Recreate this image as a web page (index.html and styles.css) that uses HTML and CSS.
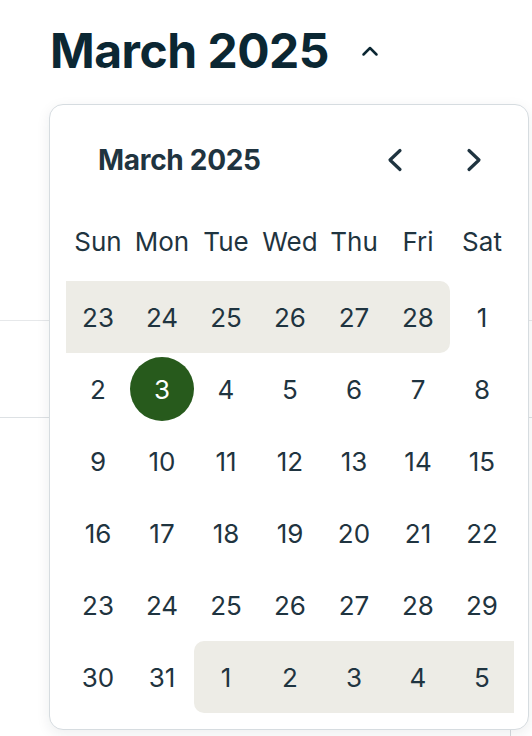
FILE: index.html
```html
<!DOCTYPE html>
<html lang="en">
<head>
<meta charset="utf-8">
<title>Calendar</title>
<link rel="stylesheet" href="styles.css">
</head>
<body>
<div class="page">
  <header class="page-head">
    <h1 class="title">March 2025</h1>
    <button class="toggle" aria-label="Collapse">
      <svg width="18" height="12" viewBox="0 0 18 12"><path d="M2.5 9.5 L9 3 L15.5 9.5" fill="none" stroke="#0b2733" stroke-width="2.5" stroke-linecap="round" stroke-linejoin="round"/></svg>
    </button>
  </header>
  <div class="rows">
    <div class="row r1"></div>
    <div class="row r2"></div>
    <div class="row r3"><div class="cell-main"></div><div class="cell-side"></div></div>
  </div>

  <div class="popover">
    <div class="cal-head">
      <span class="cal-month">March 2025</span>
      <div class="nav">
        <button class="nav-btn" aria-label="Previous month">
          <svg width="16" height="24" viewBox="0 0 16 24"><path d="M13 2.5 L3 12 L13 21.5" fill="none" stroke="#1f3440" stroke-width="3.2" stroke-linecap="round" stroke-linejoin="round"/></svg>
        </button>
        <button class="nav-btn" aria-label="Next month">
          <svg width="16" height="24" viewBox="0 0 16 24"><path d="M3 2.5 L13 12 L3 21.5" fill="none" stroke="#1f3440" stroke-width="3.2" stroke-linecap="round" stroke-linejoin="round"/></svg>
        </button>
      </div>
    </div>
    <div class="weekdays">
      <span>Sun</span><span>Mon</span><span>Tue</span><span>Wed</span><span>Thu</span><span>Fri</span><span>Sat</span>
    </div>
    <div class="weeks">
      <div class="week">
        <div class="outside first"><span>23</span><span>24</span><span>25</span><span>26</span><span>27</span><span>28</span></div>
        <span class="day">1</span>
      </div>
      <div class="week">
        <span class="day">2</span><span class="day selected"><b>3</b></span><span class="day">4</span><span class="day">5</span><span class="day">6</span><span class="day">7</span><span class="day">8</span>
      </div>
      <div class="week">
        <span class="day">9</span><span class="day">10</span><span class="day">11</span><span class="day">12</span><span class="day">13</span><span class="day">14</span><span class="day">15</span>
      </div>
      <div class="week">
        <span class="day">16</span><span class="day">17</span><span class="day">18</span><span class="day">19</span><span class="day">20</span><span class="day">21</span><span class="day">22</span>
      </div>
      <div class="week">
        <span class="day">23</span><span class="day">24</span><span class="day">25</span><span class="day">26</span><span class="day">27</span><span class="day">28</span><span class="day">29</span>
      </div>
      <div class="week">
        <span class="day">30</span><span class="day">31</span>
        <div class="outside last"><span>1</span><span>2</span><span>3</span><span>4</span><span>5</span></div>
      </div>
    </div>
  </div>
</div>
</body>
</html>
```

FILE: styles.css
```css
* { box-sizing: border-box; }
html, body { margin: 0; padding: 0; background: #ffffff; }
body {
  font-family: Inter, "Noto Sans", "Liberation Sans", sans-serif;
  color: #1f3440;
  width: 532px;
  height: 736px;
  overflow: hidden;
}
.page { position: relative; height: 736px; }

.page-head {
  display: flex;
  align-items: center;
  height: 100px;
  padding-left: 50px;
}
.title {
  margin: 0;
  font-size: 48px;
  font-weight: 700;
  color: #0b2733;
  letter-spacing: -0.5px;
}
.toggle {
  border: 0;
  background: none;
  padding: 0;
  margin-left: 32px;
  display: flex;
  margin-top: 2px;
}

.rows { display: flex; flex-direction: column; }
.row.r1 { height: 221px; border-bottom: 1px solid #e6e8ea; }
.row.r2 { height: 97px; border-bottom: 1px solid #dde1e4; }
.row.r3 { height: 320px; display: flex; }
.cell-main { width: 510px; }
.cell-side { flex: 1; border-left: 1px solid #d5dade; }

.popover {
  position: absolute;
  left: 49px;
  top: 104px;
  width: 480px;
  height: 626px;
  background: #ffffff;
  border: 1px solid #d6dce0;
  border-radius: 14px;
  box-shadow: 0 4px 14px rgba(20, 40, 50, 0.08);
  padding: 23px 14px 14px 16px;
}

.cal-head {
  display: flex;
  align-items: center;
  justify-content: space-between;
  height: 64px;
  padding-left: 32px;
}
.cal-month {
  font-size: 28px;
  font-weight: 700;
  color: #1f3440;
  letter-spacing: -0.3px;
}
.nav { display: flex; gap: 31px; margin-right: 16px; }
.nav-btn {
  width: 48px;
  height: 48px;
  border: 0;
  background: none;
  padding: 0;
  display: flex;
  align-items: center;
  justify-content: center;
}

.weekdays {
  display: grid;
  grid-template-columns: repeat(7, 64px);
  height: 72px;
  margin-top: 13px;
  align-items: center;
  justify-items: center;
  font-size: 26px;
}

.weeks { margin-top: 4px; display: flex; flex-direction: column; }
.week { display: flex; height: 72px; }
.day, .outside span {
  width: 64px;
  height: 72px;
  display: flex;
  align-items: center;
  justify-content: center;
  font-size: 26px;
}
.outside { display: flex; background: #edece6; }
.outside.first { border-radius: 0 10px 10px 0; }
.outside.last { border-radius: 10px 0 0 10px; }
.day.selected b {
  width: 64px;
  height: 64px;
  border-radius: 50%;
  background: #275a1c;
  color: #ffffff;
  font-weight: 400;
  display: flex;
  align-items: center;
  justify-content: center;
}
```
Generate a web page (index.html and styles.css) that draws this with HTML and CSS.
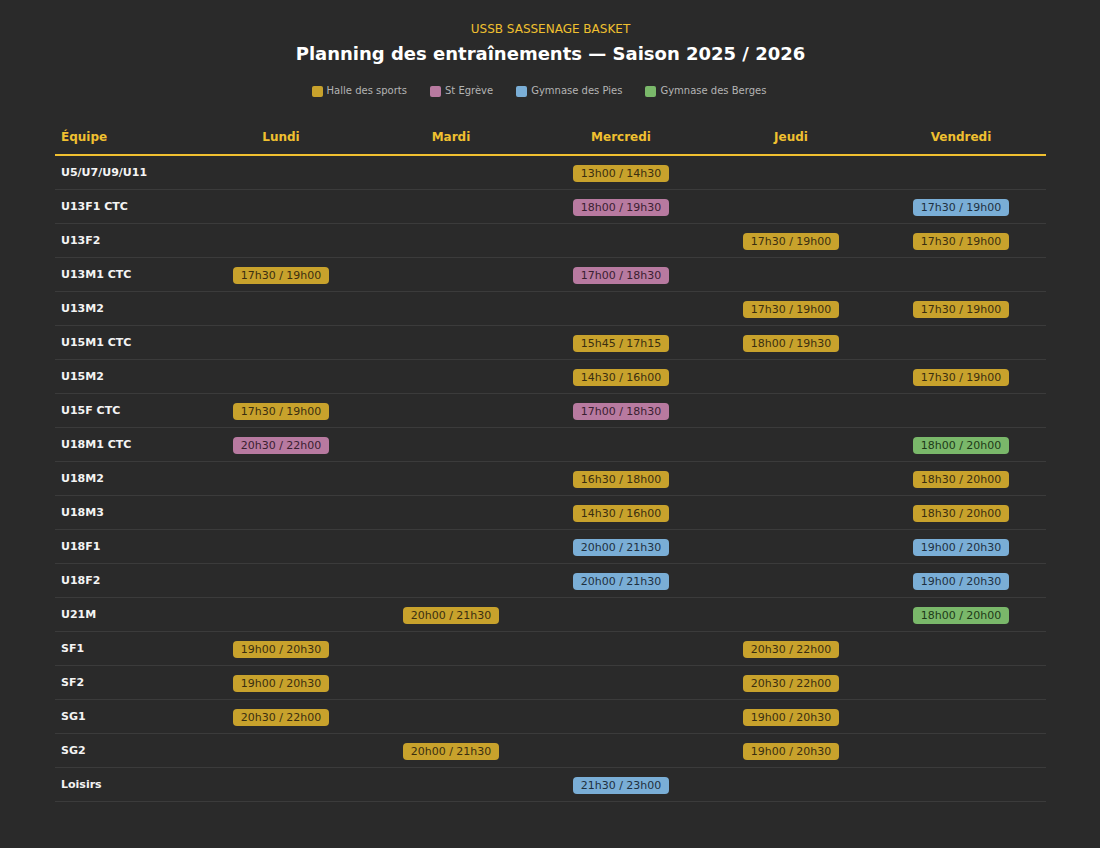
※ ※ ※
Which lines of the data above contain "this"? Copy each one.

EXERCISE ANSWER >>
Recreate this image as a web page (index.html and styles.css) that uses HTML and CSS.
Generate a web page (index.html and styles.css) that draws this with HTML and CSS.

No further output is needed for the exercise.